Uno dei principali motivi dell'ostilità al movimento di Comunione e Liberazione (sentimento condiviso dai viceparroci di periferia fino agli alti papaveri ecclesiastici) era che il metodo della scuola di comunità non solo era una contraddizione netta di quell'ammorbante assemblearismo spontaneista di parrocchia, ma ne dava anche ragione: apprendere quelle Verità è addirittura vantaggioso, conveniente, cambia la vita, fino alla baldanza del “ti sfidiamo a verificarlo”, fino al don Giussani in persona che invitava esplicitamente a disertare la scuola di comunità qualora questa non ti facesse uscire cambiato (il che evidentemente richiede oltre ad una tua tensione, anche la tensione di chi guida e -in qualche modo- di chi vi partecipa con te).

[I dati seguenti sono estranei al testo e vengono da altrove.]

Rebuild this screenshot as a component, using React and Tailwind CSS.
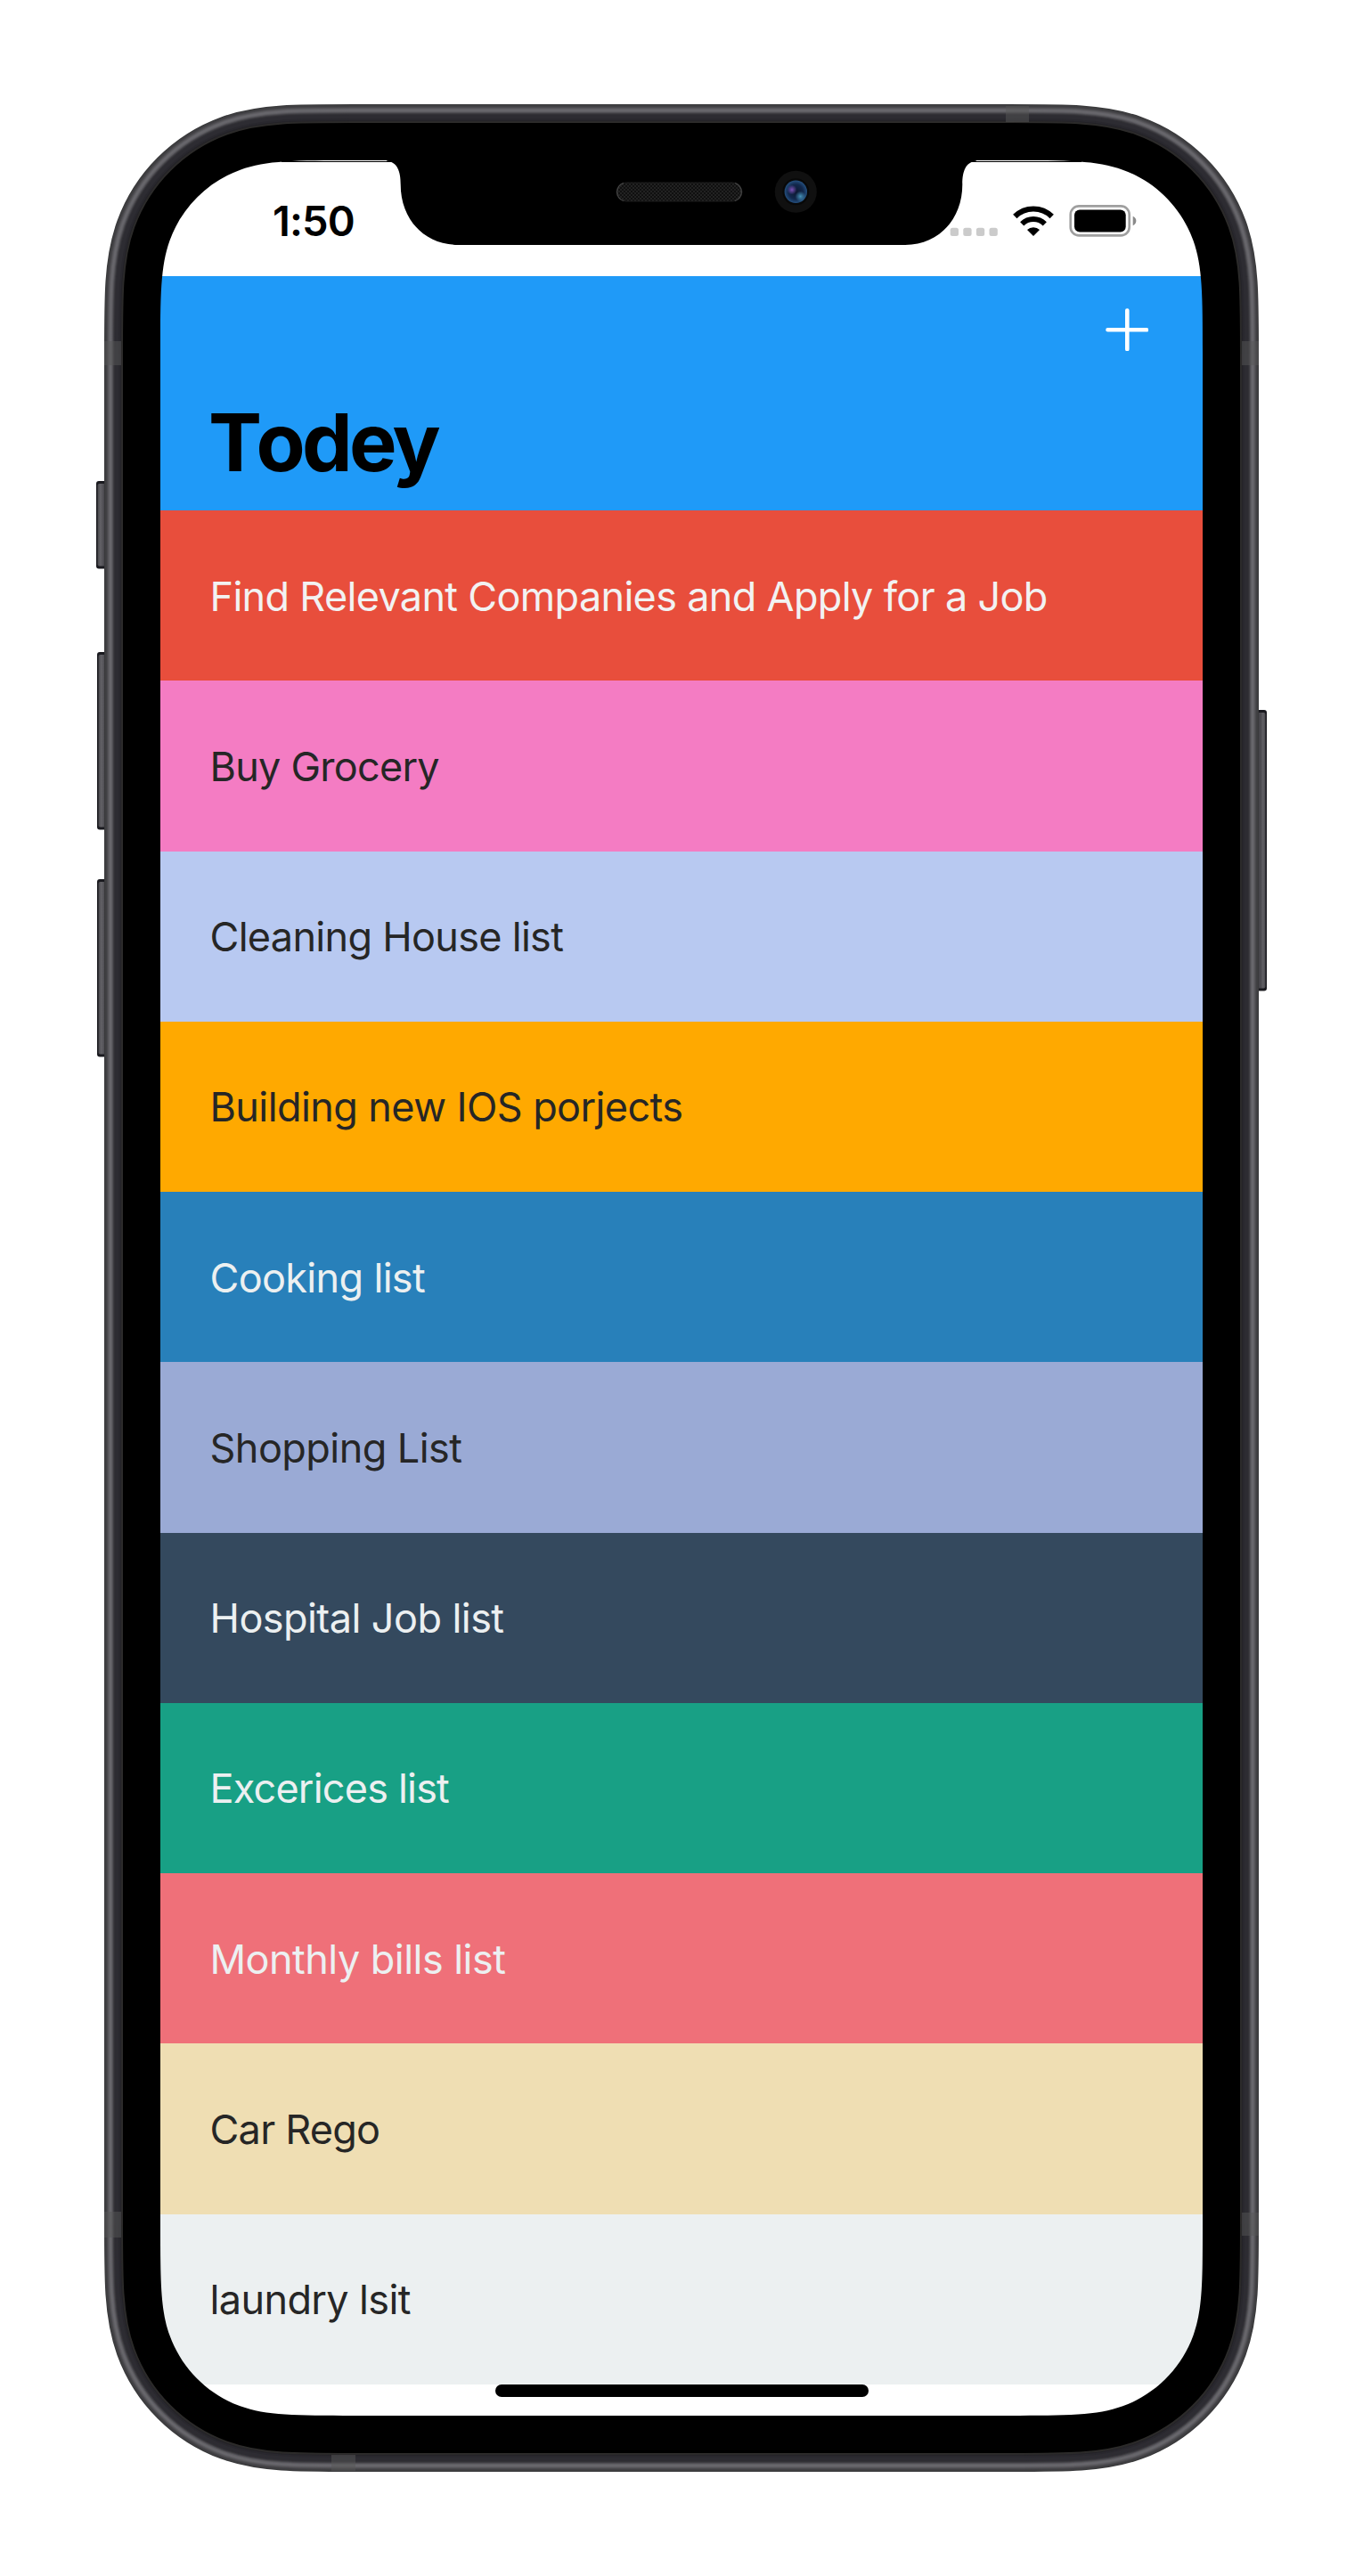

Purtroppo anche i ciellini vanno in parrocchia, assorbendone spesso quella mentalità ancora durissima a morire e quei fastidiosissimi atteggiamenti, e le scuole di comunità si sono ridotte ad impegno dove marcare ordinatamente presenza. Non mi fa più meraviglia che esistano persone come quel giovane sopra citato che per un motivo banalissimo si allontanano polemicamente dal movimento, per poi magari sputarvi veleno venti o trent'anni dopo solo per un confuso brutto ricordo. La cancrena che sta invadendo vaste aree del movimento di CL si manifesta proprio coi caratteri dei gruppetti parrocchiali: l'assemblearismo “sociale”, l'entusiasta autoriduzione a professionisti dell'entusiasmo, la recitazione di un copione autoconfezionato e l'ostentazione di un gergo, quelle fastidiosissime frasi fatte («nessuno è perfetto! ma sei sempre polemico? non volevo intendere questo! ma con questo cosa vorresti dire?»), e l'idea di essere superiori agli altri nella misura in cui si dicono e fanno cose cielline.

Quella cancrena ha due forme: l'intellettualismo da giussanologi, e l'attivismo da cielloti. Da diversi anni me ne lamento con frequenza, scoprendo che sono vizietti ereditati dalla parte malata della Chiesa. Proprio quella da cui rifuggivamo, proprio i motivi per cui fuggivamo.